▶ What you have to do: Transcribe every line exactly and omit anything that is a picture.

▶ Source data:
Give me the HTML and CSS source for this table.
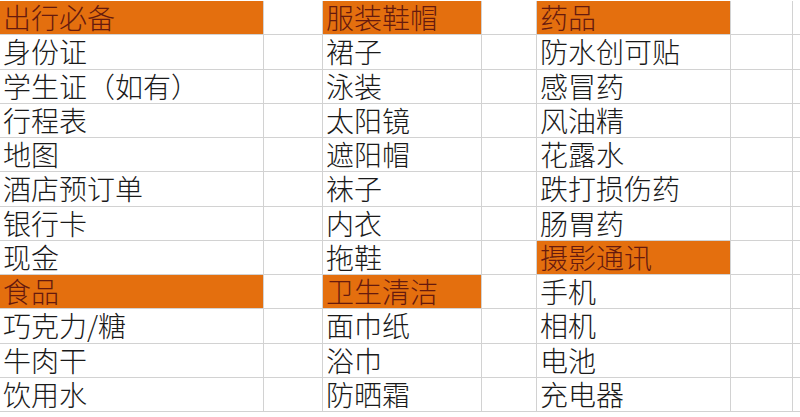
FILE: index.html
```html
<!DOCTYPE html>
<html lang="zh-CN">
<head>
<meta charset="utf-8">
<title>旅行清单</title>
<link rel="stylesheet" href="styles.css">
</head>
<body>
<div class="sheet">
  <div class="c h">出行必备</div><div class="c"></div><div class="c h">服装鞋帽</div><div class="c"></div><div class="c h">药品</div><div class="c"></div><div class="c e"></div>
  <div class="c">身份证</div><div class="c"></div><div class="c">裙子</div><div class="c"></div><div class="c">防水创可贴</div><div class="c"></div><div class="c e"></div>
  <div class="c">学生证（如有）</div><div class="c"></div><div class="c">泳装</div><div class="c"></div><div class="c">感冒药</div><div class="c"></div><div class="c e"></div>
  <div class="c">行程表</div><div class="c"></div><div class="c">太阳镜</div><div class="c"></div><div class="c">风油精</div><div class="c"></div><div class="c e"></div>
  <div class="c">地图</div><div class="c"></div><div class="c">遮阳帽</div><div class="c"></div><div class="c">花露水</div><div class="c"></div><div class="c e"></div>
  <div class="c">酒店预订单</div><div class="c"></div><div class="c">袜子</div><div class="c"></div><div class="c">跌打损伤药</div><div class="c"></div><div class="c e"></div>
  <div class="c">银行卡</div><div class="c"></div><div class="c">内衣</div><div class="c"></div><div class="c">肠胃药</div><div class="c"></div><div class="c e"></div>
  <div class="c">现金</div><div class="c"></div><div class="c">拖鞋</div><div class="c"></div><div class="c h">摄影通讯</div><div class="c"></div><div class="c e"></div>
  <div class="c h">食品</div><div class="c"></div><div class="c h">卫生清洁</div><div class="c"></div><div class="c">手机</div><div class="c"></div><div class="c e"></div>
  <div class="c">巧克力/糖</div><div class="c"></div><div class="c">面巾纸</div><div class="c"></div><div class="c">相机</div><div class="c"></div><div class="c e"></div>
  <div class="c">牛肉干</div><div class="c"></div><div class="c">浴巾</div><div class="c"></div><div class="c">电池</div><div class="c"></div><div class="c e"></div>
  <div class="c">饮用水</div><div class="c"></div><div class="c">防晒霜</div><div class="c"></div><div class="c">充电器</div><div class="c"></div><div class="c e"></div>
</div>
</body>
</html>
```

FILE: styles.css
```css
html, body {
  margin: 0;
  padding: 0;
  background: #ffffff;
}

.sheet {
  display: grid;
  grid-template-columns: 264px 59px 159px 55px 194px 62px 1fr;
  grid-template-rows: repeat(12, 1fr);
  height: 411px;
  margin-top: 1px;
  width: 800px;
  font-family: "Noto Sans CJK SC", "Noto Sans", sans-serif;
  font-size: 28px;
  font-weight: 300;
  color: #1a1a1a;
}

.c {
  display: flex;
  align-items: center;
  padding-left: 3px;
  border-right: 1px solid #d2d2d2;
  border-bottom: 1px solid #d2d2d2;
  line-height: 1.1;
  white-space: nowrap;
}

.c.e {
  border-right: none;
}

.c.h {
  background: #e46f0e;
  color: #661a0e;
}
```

▶ The result:
Give me the HTML and CSS source for this table.
FILE: index.html
```html
<!DOCTYPE html>
<html lang="zh-CN">
<head>
<meta charset="utf-8">
<title>旅行清单</title>
<link rel="stylesheet" href="styles.css">
</head>
<body>
<div class="sheet">
  <div class="c h">出行必备</div><div class="c"></div><div class="c h">服装鞋帽</div><div class="c"></div><div class="c h">药品</div><div class="c"></div><div class="c e"></div>
  <div class="c">身份证</div><div class="c"></div><div class="c">裙子</div><div class="c"></div><div class="c">防水创可贴</div><div class="c"></div><div class="c e"></div>
  <div class="c">学生证（如有）</div><div class="c"></div><div class="c">泳装</div><div class="c"></div><div class="c">感冒药</div><div class="c"></div><div class="c e"></div>
  <div class="c">行程表</div><div class="c"></div><div class="c">太阳镜</div><div class="c"></div><div class="c">风油精</div><div class="c"></div><div class="c e"></div>
  <div class="c">地图</div><div class="c"></div><div class="c">遮阳帽</div><div class="c"></div><div class="c">花露水</div><div class="c"></div><div class="c e"></div>
  <div class="c">酒店预订单</div><div class="c"></div><div class="c">袜子</div><div class="c"></div><div class="c">跌打损伤药</div><div class="c"></div><div class="c e"></div>
  <div class="c">银行卡</div><div class="c"></div><div class="c">内衣</div><div class="c"></div><div class="c">肠胃药</div><div class="c"></div><div class="c e"></div>
  <div class="c">现金</div><div class="c"></div><div class="c">拖鞋</div><div class="c"></div><div class="c h">摄影通讯</div><div class="c"></div><div class="c e"></div>
  <div class="c h">食品</div><div class="c"></div><div class="c h">卫生清洁</div><div class="c"></div><div class="c">手机</div><div class="c"></div><div class="c e"></div>
  <div class="c">巧克力/糖</div><div class="c"></div><div class="c">面巾纸</div><div class="c"></div><div class="c">相机</div><div class="c"></div><div class="c e"></div>
  <div class="c">牛肉干</div><div class="c"></div><div class="c">浴巾</div><div class="c"></div><div class="c">电池</div><div class="c"></div><div class="c e"></div>
  <div class="c">饮用水</div><div class="c"></div><div class="c">防晒霜</div><div class="c"></div><div class="c">充电器</div><div class="c"></div><div class="c e"></div>
</div>
</body>
</html>
```

FILE: styles.css
```css
html, body {
  margin: 0;
  padding: 0;
  background: #ffffff;
}

.sheet {
  display: grid;
  grid-template-columns: 264px 59px 159px 55px 194px 62px 1fr;
  grid-template-rows: repeat(12, 1fr);
  height: 411px;
  margin-top: 1px;
  width: 800px;
  font-family: "Noto Sans CJK SC", "Noto Sans", sans-serif;
  font-size: 28px;
  font-weight: 300;
  color: #1a1a1a;
}

.c {
  display: flex;
  align-items: center;
  padding-left: 3px;
  border-right: 1px solid #d2d2d2;
  border-bottom: 1px solid #d2d2d2;
  line-height: 1.1;
  white-space: nowrap;
}

.c.e {
  border-right: none;
}

.c.h {
  background: #e46f0e;
  color: #661a0e;
}
```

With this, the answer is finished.